Not so. The fundamental binary representation of positive integers
is specified in the standard.

 

[Willem]

Jorge wrote:
) In the answer to question 12.42 of the C FAQ, we have this code:
)
) putc((unsigned)((s.i32 >> 24) & 0xff), fp);
) putc((unsigned)((s.i32 >> 16) & 0xff), fp);
) putc((unsigned)((s.i32 >> 8) & 0xff), fp);
) putc((unsigned)(s.i32 & 0xff), fp);
)
)
) putc((s.i16 >> 8) & 0xff, fp);
) putc(s.i16 & 0xff, fp);
)
) Why the & 0xff ? The putc function casts its argument to an unsigned
) char, so anything but the 8 lower bits is automatically discarded. And
) the code already assumes the a char is 8 bits.

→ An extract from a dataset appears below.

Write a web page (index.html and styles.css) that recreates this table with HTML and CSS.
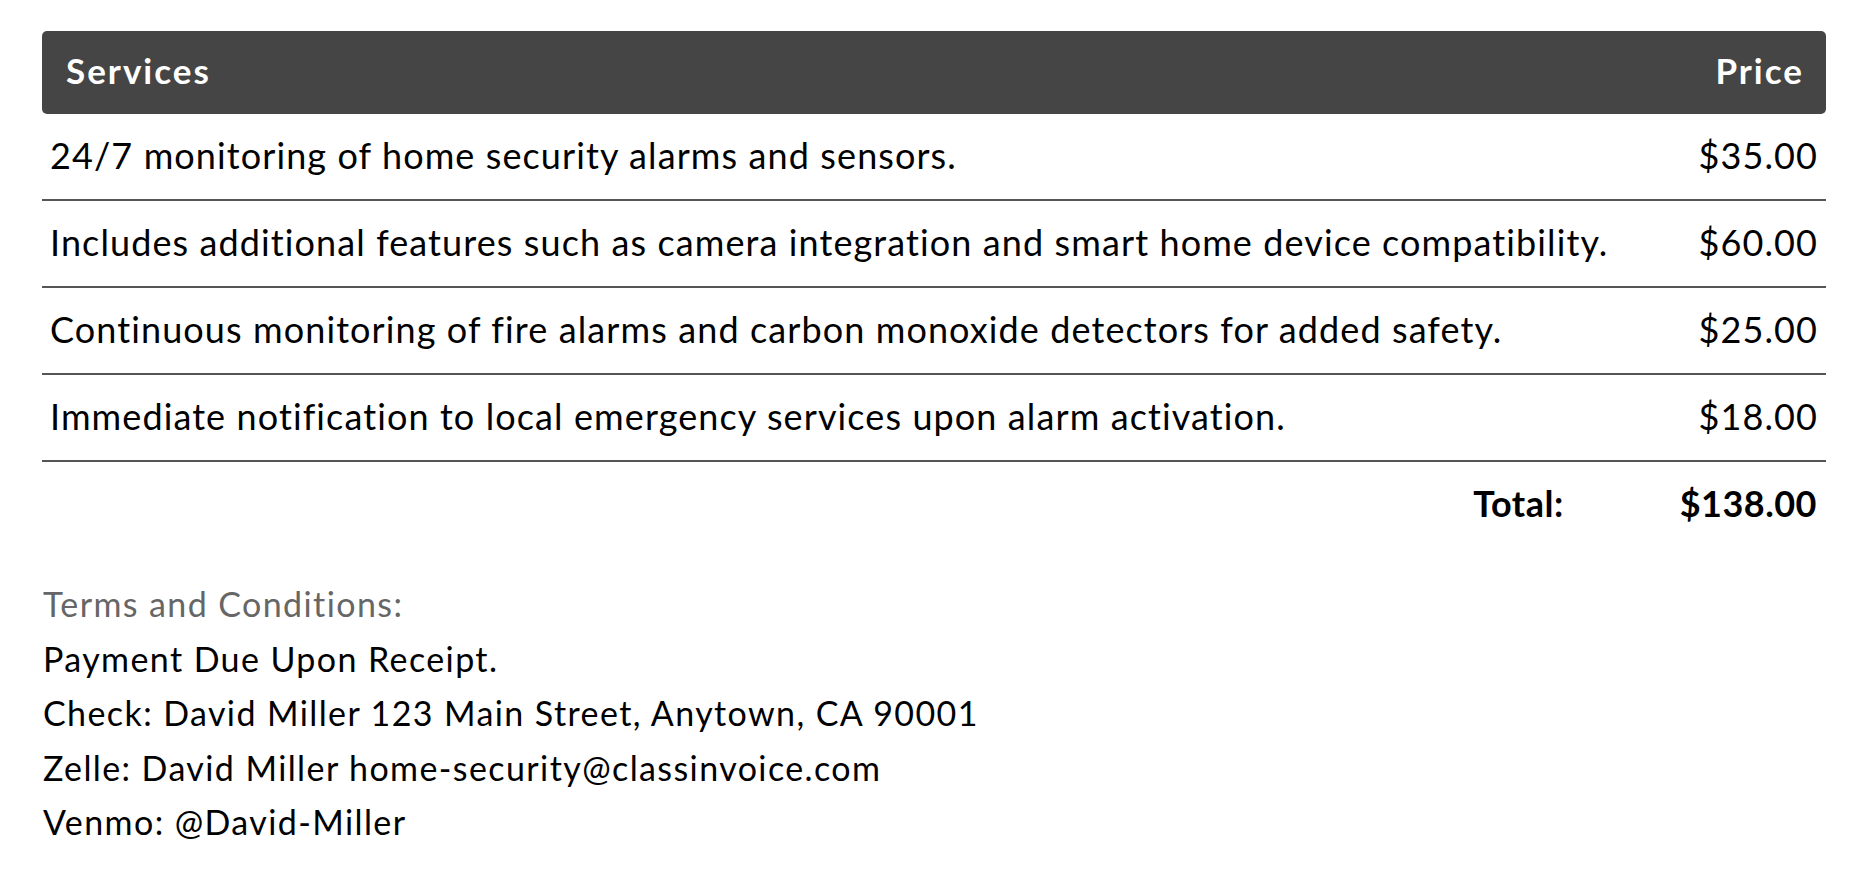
FILE: index.html
```html
<!DOCTYPE html>
<html>
<head>
<meta charset="utf-8">
<link rel="stylesheet" href="styles.css">
</head>
<body>
<div class="invoice">
  <div class="thead">
    <span>Services</span>
    <span>Price</span>
  </div>
  <div class="row"><span class="desc">24/7 monitoring of home security alarms and sensors.</span><span class="price">$35.00</span></div>
  <div class="row"><span class="desc">Includes additional features such as camera integration and smart home device compatibility.</span><span class="price">$60.00</span></div>
  <div class="row"><span class="desc">Continuous monitoring of fire alarms and carbon monoxide detectors for added safety.</span><span class="price">$25.00</span></div>
  <div class="row"><span class="desc">Immediate notification to local emergency services upon alarm activation.</span><span class="price">$18.00</span></div>
  <div class="total">
    <span class="total-label">Total:</span>
    <span class="total-value">$138.00</span>
  </div>
  <div class="terms">
    <div class="terms-title">Terms and Conditions:</div>
    <div>Payment Due Upon Receipt.</div>
    <div>Check: David Miller 123 Main Street, Anytown, CA 90001</div>
    <div>Zelle: David Miller home-security@classinvoice.com</div>
    <div>Venmo: @David-Miller</div>
  </div>
</div>
</body>
</html>
```

FILE: styles.css
```css
* { box-sizing: border-box; }
html, body { margin: 0; padding: 0; background: #fff; }
body {
  font-family: "Lato", "Open Sans", sans-serif;
  color: #000;
}
.invoice {
  width: 1784px;
  margin: 31px 0 0 42px;
}
.thead {
  height: 83px;
  background: #454545;
  border-radius: 5px;
  color: #fff;
  font-weight: 700;
  font-size: 35px;
  letter-spacing: 2px;
  display: flex;
  justify-content: space-between;
  align-items: center;
  padding: 0 22px 5px 24px;
}
.row {
  height: 87px;
  border-bottom: 2px solid #555;
  display: flex;
  justify-content: space-between;
  align-items: center;
  padding: 0 8px 3px 8px;
  font-size: 36px;
  letter-spacing: 1.1px;
}
.total {
  height: 84px;
  display: flex;
  justify-content: flex-end;
  align-items: center;
  padding: 0 9px 2px 0;
  font-size: 36px;
  font-weight: 700;
  letter-spacing: 0.5px;
  gap: 116px;
}
.terms {
  margin-top: 31px;
  padding-left: 1px;
  font-size: 34px;
  line-height: 54.5px;
  letter-spacing: 1.4px;
}
.terms-title { color: #666; }
```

Think about what would happen with this bit of code on a system where
a char is 9 bits. What would the result be ? What exactly would putc
be outputting ?


SaSW, Willem
--
Disclaimer: I am in no way responsible for any of the statements
made in the above text. For all I know I might be
drugged or something..
No I'm not paranoid. You all think I'm paranoid, don't you !
#EOT

 

[James Kuyper]

Jorge wrote:
) In the answer to question 12.42 of the C FAQ, we have this code:
)
) putc((unsigned)((s.i32 >> 24) & 0xff), fp);
) putc((unsigned)((s.i32 >> 16) & 0xff), fp);
) putc((unsigned)((s.i32 >> 8) & 0xff), fp);
) putc((unsigned)(s.i32 & 0xff), fp);
)
)
) putc((s.i16 >> 8) & 0xff, fp);
) putc(s.i16 & 0xff, fp);
)
) Why the & 0xff ? The putc function casts its argument to an unsigned
) char, so anything but the 8 lower bits is automatically discarded. And
) the code already assumes the a char is 8 bits.

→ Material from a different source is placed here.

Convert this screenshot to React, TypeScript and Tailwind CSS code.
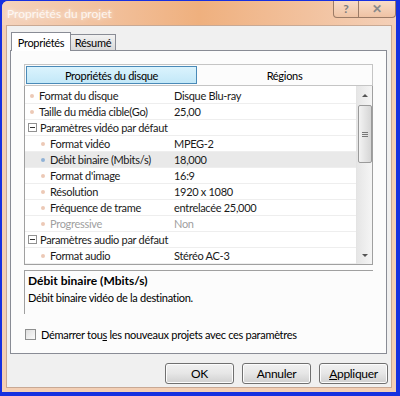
import React from 'react';

type Row = {
  kind: 'item' | 'category';
  level?: number;
  label: string;
  value?: string;
  selected?: boolean;
  disabled?: boolean;
};

const rows: Row[] = [
  { kind: 'item', level: 0, label: 'Format du disque', value: 'Disque Blu-ray' },
  { kind: 'item', level: 0, label: 'Taille du média cible(Go)', value: '25,00' },
  { kind: 'category', label: 'Paramètres vidéo par défaut' },
  { kind: 'item', level: 1, label: 'Format vidéo', value: 'MPEG-2' },
  { kind: 'item', level: 1, label: 'Débit binaire (Mbits/s)', value: '18,000', selected: true },
  { kind: 'item', level: 1, label: "Format d'image", value: '16:9' },
  { kind: 'item', level: 1, label: 'Résolution', value: '1920 x 1080' },
  { kind: 'item', level: 1, label: 'Fréquence de trame', value: 'entrelacée 25,000' },
  { kind: 'item', level: 1, label: 'Progressive', value: 'Non', disabled: true },
  { kind: 'category', label: 'Paramètres audio par défaut' },
  { kind: 'item', level: 1, label: 'Format audio', value: 'Stéréo AC-3' },
];

const font = { fontFamily: 'Lato, "Liberation Sans", sans-serif' };

const ExpandBox = () => (
  <span className="w-[9px] h-[9px] border border-[#919191] bg-white flex items-center justify-center shrink-0">
    <span className="w-[5px] h-px bg-[#333]" />
  </span>
);

const PropertyRow: React.FC<{ row: Row }> = ({ row }) => {
  if (row.kind === 'category') {
    return (
      <div className="h-[16px] flex items-center pl-[3px] gap-[3px] border-b border-[#eeeeee] text-[#1a1a1a]">
        <ExpandBox />
        <span className="leading-none">{row.label}</span>
      </div>
    );
  }
  const indent = row.level === 1 ? 'pl-[16px]' : 'pl-[5px]';
  return (
    <div className={`h-[16px] flex items-center border-b border-[#eeeeee] ${row.selected ? 'bg-[#e9e9e9]' : ''}`}>
      <div className={`w-[148px] flex items-center gap-[5px] shrink-0 ${indent}`}>
        <span
          className={`w-[4px] h-[4px] rounded-full shrink-0 ${row.selected ? 'bg-[#8fb1d6]' : 'bg-[#ecc9b6]'}`}
        />
        <span className={`leading-none whitespace-nowrap ${row.disabled ? 'text-[#a0a0a0]' : 'text-[#1a1a1a]'}`}>
          {row.label}
        </span>
      </div>
      <div className={`pl-[1px] leading-none whitespace-nowrap ${row.disabled ? 'text-[#a0a0a0]' : 'text-[#1a1a1a]'}`}>
        {row.value}
      </div>
    </div>
  );
};

const Scrollbar = () => (
  <div className="w-[16px] bg-gradient-to-r from-[#e6e6e6] to-[#f5f5f5] border-l border-[#e4e4e4] flex flex-col items-center">
    <div className="h-[19px] flex items-center justify-center">
      <span className="w-0 h-0 border-l-[3px] border-r-[3px] border-b-[3px] border-l-transparent border-r-transparent border-b-[#555]" />
    </div>
    <div className="w-[14px] h-[58px] rounded-[2px] border border-[#9a9a9a] bg-gradient-to-r from-[#f3f3f3] via-[#e4e4e4] to-[#d6d6d6] flex flex-col items-center justify-center gap-[1px]">
      <span className="w-[6px] h-px bg-[#777]" />
      <span className="w-[6px] h-px bg-[#777]" />
      <span className="w-[6px] h-px bg-[#777]" />
    </div>
    <div className="flex-1" />
    <div className="h-[17px] flex items-center justify-center">
      <span className="w-0 h-0 border-l-[3px] border-r-[3px] border-t-[3px] border-l-transparent border-r-transparent border-t-[#555]" />
    </div>
  </div>
);

const DialogButton: React.FC<{ children: React.ReactNode }> = ({ children }) => (
  <button className="w-[69px] h-[21px] rounded-[3px] border border-[#707070] bg-gradient-to-b from-[#f2f2f2] via-[#e6e6e6] to-[#d0d0d0] text-[12px] text-black leading-none shadow-[inset_0_0_0_1px_#fcfcfc]">
    {children}
  </button>
);

export default function App() {
  return (
    <div className="w-[400px] h-[396px] bg-[#1630e0] pt-[1px] pl-[2px] pr-[4px] pb-[4px]" style={font}>
      <div className="w-full h-full rounded-t-[6px] bg-[#f3cfb5] flex flex-col">
        {/* Title bar */}
        <div className="h-[24px] relative rounded-t-[6px] bg-gradient-to-r from-[#f4d3bd] via-[#efb07e] to-[#f4d0b8] flex items-center pl-[5px]">
          <span className="text-[12px] text-white/80 leading-none mt-[2px] [text-shadow:0_0_4px_rgba(255,255,255,0.8)]">
            Propriétés du projet
          </span>
          <div className="absolute right-[0px] top-0 h-[17px] w-[63px] flex border border-t-0 border-[#9b7b66] rounded-b-[4px] overflow-hidden bg-gradient-to-b from-[#f8dcc8] to-[#efc3a4]">
            <div className="w-[25px] flex items-center justify-center border-r border-[#9b7b66] text-[12px] font-bold text-[#7d7d7d] leading-none">
              ?
            </div>
            <div className="flex-1 flex items-center justify-center text-[12px] font-bold text-[#8a8a8a] leading-none">
              ✕
            </div>
          </div>
        </div>

        {/* Content */}
        <div className="flex-1 mx-[4px] mb-[4px] bg-[#f0f0f0] border border-[#c9a994] flex flex-col text-[11px] tracking-[-0.3px] px-[3px]">
          {/* Tabs */}
          <div className="flex items-end h-[24px] pl-[1px]">
            <div className="h-[19px] w-[60px] bg-white border border-b-0 border-[#898c95] flex items-center justify-center relative top-[1px] z-10 leading-none">
              Propriétés
            </div>
            <div className="h-[16px] w-[45px] bg-gradient-to-b from-[#f2f2f2] to-[#d9d9d9] border border-l-0 border-b-0 border-[#898c95] flex items-center justify-center leading-none">
              Résumé
            </div>
          </div>

          {/* Tab panel */}
          <div className="w-[377px] h-[304px] bg-[#fcfcfc] border border-[#898c95] p-[13px] flex flex-col">
            {/* Segmented header */}
            <div className="h-[24px] border border-[#c5c5c5] flex">
              <div className="w-[171px] my-[1px] ml-[1px] border border-[#4a8ab8] bg-gradient-to-b from-[#dbf3fd] to-[#c3e8f8] flex items-center justify-center leading-none">
                Propriétés du disque
              </div>
              <div className="flex-1 flex items-center justify-center leading-none">Régions</div>
            </div>

            {/* Property grid */}
            <div className="h-[179px] border border-t-0 border-[#a0a0a0] bg-white flex">
              <div className="flex-1 pt-[2px]">
                {rows.map((r, i) => (
                  <PropertyRow key={i} row={r} />
                ))}
              </div>
              <Scrollbar />
            </div>

            {/* Description */}
            <div className="mt-[5px] h-[48px] border-t border-l border-[#a0a0a0] pl-[3px] pt-[2px]">
              <div className="font-bold text-[12px] tracking-normal leading-[16px]">Débit binaire (Mbits/s)</div>
              <div className="leading-[16px] mt-[1px]">Débit binaire vidéo de la destination.</div>
            </div>

            {/* Checkbox */}
            <div className="mt-[15px] flex items-center gap-[5px] pl-[1px]">
              <span className="w-[11px] h-[11px] border border-[#8e8f8f] bg-gradient-to-br from-[#dedede] to-[#fbfbfb] shrink-0" />
              <span className="leading-none">
                Démarrer tou<span className="underline">s</span> les nouveaux projets avec ces paramètres
              </span>
            </div>
          </div>

          {/* Buttons */}
          <div className="flex justify-end gap-[8px] mt-[9px] pr-[0px]">
            <DialogButton>OK</DialogButton>
            <DialogButton>Annuler</DialogButton>
            <DialogButton>
              <span className="underline">A</span>ppliquer
            </DialogButton>
          </div>
        </div>
      </div>
    </div>
  );
}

Think about what would happen with this bit of code on a system where
a char is 9 bits. What would the result be ? What exactly would putc
be outputting ?

That char should be assumed to be 8 bits is part of the design
specifications for this code, so that can't be the justification for the
&0xff.

 

[Charlie Gordon]

IMO the fact that the FAQ makes (and documents) assumptions about
CHAR_BIT is no excuse for doing the same in this newsgroup,
especially without clearly so documenting. In other words, it does
matter, and omitting it will lead all sorts of innocent newbies
into dingy dark despondent passages. Look with especial suspicion
on any constant '8' in your code.

You are being excessively picky here: the OP writes "the code already
assumes the char is 8 bits". Innocent newbies should be shielded from these
arcane considerations until they become proficient enough to master them,
and versatile enough to actually care about them. Bashing beginners with
the intricacies of non twos-complement representations is stupid and
counter-productive. What would you think of a school teacher that would
concentrate on esoteric typographical details and abtruse considerations on
ancient hieroglyphs instead of first polishing the basic reading skills of
her pupils ?

These constant recriminations are just a form of pedantry, far too common on
this newsgroup, stretched to the extreme in a form a pointless sickening
competition.

 

[Jorge Peixoto]

* Even positive numbers may be represented in a crazy way. On the

Not so. The fundamental binary representation of positive integers
is specified in the standard.

So a machine that uses BCD would have to do emulation to be the target
of a C implementation?

In any event, I think this issue should be in the answer to the
question. People will be thinking why is that &0xff needed, and the
FAQ should be didactic.

 

[Charlie Gordon]

No.

There are three allowable ways to represent (-1) in 16 bits:
1111 1111 1111 1111
1111 1111 1111 1110
1000 0000 0000 0001

If s.i16 has a value of (-1),
then (s.i16 & 0xff) can have a value of either
255, or 254, or 1.

((unsigned char)-1) is always equal to UCHAR_MAX.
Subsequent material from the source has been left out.